ACT’s Education spokesperson, Chris Baillie, has prepared a submission on the Government’s proposed history curriculum. He’s inviting as many people as possible to sign it. The curriculum is one of those documents that forms a wider tug of war for the soul of New Zealand. Are we destined to be an outward-looking, future-focused, liberal democracy; or a strange outpost obsessed with its past and superstitious about its future?

First, the good. The Government, after a 15-year experiment with an open-ended curriculum and child-centred learning- is actually saying there are some specific things worth passing on to the next generation. The difficulty is deciding what. Who would trust a Government, headed by politicians, to make such decisions?

ACT prefers real competition and choice. We believe parents can choose better education without the Government sticking its (politicised) oar in. Look at private schools, not many parents pay $25,000 a year for ‘play based learning.’ The State School zones people pay a premium for generally centre on schools that emphasise academic excellence.

Alas, choice is not widely available, at least not to those without serious financial resources. ACT’s Student Education Accounts would deliver it. Until that comes to pass, we are stuck with a state-led curriculum. So, what is the Ministry or Education proposing?

The Ministry of Education says it has come up with three ‘big ideas.’ Improbable as that sounds, they are:

  • Maori history is the foundational and continuous history of Aotearoa New Zealand
  • Colonisation and its consequences have been central to our history for the past 200 years and continue to influence all aspects of New Zealand society
  • The course of Aotearoa New Zealand’s history has been shaped by the exercise and effects of power

Let’s unpack them.

What does foundational and continuous mean? Most histories begin much earlier than any humans arrived. The First Chapter of Michael King’s Penguin History is titled ‘a land without people.’ Not only does the land have a history that pre-dates Maori, so do all the other peoples who live here. The statement is frankly bizarre.

Everything is colonisation and colonisation is everything? This might be true in a trivial way. If colonisation occurred then everyone has been influenced by it to some extent, but it is an excruciating strain to fit everything into the lens of colonisation. People might ask what’s driving this, also bizarre, framing.

History has been shaped by the exercise and effects of power. Well, yes, at another excruciating stretch you could frame everything as an exercise of power, but it’s another bizarre framing. How do we explain fashion or cuisine, was it all force feeding and power dressing?

What’s really wrong with this story is not what’s there. Maori history, colonisation and the exercise of power certainly do form parts of New Zealand’s history. The problem is the gymnastics used to try and fit everything into these bizarre lenses, and the absence of many more important ideas.

What about technology? Without sailing boats, neither Maori nor early European settlers would have got here. Our early economy was massively bolstered by refrigerated shipping. Our future will depend on how close we are to the technology frontier. In particular, how well current students understand the importance of science and technology. How did that miss the cut for being a ‘big idea?’

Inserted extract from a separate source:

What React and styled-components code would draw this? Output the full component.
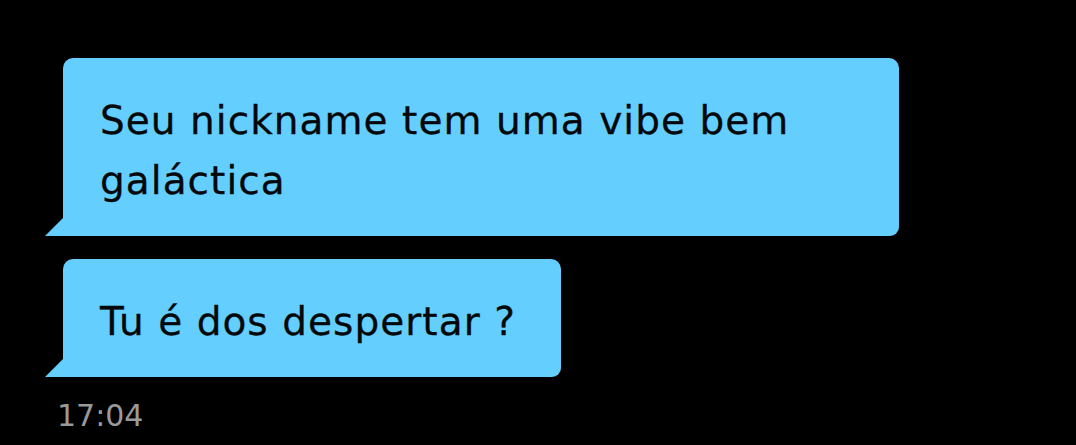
import React from 'react';
import styled, { createGlobalStyle } from 'styled-components';

const GlobalStyle = createGlobalStyle`
  html, body {
    margin: 0;
    padding: 0;
    background: #000;
  }
  body {
    width: 1076px;
    height: 445px;
    overflow: hidden;
    font-family: "DejaVu Sans", "Noto Sans", sans-serif;
  }
`;

const Chat = styled.div`
  display: flex;
  flex-direction: column;
  align-items: flex-start;
  gap: 23px;
  padding: 58px 0 0 63px;
`;

const Bubble = styled.div`
  position: relative;
  box-sizing: border-box;
  width: ${(p) => (p.$width ? `${p.$width}px` : 'fit-content')};
  padding: 33px 45px 25px 37px;
  background: #64cffe;
  border-radius: 10px 10px 9px 0;
  color: #05080a;
  font-size: 39px;
  line-height: 60px;
  letter-spacing: 1.05px;
  -webkit-text-stroke: 0.3px #05080a;

  &::before {
    content: '';
    position: absolute;
    left: -18px;
    bottom: 0;
    width: 18px;
    height: 18px;
    background: #64cffe;
    clip-path: polygon(100% 0, 100% 100%, 0 100%);
  }
`;

const Time = styled.div`
  margin: -2px 0 0 -6px;
  color: #9a9a9a;
  font-size: 30px;
  line-height: 36px;
`;

const App = () => (
  <>
    <GlobalStyle />
    <Chat>
      <Bubble $width={836}>Seu nickname tem uma vibe bem galáctica</Bubble>
      <Bubble>Tu é dos despertar ?</Bubble>
      <Time>17:04</Time>
    </Chat>
  </>
);

export default App;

Institutions matter. Throughout our history, New Zealanders have formed a plurality of institutions. Unions, charities, rugby clubs, and, here’s one, businesses. People have come together voluntarily to solve problems together that they could not solve alone, and it’s a beautiful thing. The problem is that, like technology, it’s difficult to talk about through the lens of Maori primacy, colonisation, and power.

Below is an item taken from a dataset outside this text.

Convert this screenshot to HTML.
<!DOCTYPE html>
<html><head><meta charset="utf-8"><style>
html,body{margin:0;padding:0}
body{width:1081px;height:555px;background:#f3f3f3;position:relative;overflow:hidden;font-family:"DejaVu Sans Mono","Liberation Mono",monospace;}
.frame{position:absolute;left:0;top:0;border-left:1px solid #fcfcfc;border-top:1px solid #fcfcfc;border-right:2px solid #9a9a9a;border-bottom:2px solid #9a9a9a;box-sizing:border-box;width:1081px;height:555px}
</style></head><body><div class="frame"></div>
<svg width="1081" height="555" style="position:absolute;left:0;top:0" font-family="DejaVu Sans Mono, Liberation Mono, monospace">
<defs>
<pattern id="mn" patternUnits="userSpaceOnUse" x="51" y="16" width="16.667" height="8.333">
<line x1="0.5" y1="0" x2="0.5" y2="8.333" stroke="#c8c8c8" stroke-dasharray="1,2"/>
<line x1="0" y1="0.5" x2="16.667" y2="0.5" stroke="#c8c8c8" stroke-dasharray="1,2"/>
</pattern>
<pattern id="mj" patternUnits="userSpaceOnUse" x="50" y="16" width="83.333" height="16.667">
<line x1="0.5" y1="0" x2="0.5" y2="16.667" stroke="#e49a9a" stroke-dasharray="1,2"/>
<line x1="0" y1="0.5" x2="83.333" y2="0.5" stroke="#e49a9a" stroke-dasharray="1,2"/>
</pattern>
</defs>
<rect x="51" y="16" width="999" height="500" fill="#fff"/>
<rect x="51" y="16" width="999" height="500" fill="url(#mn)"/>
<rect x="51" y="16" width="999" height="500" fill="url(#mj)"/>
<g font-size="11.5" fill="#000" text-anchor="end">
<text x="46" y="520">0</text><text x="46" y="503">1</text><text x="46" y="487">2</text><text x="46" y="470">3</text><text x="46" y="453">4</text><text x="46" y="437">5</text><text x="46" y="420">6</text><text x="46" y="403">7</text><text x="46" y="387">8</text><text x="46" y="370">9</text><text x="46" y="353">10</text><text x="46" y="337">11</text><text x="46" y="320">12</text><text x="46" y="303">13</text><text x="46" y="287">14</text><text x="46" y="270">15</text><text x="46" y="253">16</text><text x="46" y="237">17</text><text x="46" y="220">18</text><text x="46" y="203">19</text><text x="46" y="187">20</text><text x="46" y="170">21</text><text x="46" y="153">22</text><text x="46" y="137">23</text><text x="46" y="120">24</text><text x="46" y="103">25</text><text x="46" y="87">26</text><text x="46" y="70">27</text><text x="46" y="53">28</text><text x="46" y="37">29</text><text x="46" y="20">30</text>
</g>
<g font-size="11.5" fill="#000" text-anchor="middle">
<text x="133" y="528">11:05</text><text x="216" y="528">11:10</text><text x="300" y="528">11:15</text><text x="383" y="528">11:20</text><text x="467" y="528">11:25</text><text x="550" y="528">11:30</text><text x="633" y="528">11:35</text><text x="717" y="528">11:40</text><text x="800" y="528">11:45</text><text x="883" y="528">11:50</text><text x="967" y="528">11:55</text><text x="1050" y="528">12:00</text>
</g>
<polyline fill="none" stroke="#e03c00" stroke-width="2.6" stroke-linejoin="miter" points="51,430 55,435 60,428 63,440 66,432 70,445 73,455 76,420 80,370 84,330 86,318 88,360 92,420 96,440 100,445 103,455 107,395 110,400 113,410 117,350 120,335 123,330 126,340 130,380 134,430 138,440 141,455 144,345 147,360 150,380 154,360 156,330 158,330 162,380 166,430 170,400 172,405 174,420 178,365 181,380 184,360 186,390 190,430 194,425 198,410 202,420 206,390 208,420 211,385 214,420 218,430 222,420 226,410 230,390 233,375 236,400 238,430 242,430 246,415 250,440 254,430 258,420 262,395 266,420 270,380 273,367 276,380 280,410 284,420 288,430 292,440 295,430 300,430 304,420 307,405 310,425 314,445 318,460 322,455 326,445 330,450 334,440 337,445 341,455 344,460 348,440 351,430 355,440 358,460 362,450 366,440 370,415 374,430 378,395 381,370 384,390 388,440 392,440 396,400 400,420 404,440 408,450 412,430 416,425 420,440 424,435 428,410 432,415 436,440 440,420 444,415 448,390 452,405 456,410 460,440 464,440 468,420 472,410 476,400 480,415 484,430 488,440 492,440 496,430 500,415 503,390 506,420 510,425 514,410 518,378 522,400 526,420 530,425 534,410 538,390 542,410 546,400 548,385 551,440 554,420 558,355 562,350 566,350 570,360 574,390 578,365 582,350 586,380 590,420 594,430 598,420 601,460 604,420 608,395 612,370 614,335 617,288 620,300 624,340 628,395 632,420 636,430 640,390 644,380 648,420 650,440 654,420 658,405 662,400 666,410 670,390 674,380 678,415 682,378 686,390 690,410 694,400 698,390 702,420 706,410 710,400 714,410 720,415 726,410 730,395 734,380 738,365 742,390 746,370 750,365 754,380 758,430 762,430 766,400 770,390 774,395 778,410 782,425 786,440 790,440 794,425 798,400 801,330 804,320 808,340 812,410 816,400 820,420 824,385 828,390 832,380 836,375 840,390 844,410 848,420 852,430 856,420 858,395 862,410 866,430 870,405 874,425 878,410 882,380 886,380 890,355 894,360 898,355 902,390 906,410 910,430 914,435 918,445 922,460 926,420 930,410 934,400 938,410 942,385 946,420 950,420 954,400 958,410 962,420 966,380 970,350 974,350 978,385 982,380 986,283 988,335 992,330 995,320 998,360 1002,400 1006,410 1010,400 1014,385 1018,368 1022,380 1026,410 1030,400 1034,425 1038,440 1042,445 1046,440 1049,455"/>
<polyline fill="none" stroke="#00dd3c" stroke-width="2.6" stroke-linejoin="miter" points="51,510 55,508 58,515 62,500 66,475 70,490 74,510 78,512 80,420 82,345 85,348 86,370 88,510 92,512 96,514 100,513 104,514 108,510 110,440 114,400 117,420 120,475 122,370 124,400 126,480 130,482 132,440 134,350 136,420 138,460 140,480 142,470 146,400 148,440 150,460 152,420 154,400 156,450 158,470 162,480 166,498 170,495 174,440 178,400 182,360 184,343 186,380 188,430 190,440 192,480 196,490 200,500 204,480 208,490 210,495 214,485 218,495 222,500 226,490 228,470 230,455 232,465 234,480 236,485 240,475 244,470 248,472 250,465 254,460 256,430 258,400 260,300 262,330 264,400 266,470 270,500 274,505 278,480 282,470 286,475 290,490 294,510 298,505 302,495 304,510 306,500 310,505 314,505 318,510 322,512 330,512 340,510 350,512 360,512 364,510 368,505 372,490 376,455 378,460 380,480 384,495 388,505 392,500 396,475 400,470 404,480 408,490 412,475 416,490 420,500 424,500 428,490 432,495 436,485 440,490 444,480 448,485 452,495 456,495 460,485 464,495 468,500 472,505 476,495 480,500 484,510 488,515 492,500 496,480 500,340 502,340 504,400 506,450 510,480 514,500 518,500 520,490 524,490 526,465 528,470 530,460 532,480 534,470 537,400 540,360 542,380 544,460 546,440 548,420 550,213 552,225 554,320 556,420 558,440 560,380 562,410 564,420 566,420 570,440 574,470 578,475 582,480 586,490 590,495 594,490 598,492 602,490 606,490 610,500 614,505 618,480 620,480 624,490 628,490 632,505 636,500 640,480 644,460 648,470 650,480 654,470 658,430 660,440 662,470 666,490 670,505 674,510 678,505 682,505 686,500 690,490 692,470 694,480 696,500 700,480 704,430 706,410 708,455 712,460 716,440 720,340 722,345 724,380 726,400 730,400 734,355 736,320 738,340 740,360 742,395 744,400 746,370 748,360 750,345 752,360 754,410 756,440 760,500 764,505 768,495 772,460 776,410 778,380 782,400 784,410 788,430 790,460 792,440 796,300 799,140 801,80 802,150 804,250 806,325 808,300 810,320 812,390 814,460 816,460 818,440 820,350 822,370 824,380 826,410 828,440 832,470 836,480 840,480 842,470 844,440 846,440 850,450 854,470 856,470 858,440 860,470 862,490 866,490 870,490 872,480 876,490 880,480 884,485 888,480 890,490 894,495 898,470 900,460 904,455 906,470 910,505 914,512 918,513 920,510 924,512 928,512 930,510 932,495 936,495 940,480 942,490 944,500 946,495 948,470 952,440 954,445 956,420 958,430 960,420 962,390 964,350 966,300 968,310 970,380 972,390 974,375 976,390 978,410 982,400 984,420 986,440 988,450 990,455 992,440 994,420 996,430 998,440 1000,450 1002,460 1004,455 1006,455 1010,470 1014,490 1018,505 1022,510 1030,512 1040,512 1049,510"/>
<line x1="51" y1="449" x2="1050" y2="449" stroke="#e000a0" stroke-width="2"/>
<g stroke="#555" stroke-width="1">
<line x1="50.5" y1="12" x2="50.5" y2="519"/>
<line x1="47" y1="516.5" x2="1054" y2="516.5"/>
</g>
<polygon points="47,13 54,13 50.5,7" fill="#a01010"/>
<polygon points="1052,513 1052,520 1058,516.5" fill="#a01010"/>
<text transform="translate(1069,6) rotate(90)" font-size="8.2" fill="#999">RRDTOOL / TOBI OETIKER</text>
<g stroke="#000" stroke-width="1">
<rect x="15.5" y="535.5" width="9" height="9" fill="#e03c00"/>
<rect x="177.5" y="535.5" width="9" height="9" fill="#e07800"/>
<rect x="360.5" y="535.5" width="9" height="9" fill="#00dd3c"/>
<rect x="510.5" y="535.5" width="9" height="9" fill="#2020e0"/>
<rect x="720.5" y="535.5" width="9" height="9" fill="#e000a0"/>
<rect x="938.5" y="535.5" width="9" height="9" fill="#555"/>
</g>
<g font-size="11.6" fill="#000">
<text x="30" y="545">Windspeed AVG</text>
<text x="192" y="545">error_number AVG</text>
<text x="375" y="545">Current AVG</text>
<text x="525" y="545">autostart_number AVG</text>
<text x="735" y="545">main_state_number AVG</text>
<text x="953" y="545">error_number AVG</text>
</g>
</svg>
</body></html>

So long as we are stuck with the state setting the curriculum, what history kids are taught will be a wrestle for the future. We can either be a liberal democracy preparing the next generation to be informed and capable citizens of the world from New Zealand or under this curriculum, we will raise a generation of kids with a quaint, tunnel-visioned view of the future.

The real answer is school choice. Competition. Letting parents choose the best curriculum, just as parents of children at elite schools choose between NCEA, Cambridge, and the International Baccalaureate. Under ACT’s Student Education Accounts, all students would have such choices.

Without parents having choice, the only path to a sane order is to influence the outcome politically. That’s why ACT’s Chris Baillie, a former teacher, has set out ACT’s position as a submission on the new curriculum here. Please sign up to add your support. The more the merrier.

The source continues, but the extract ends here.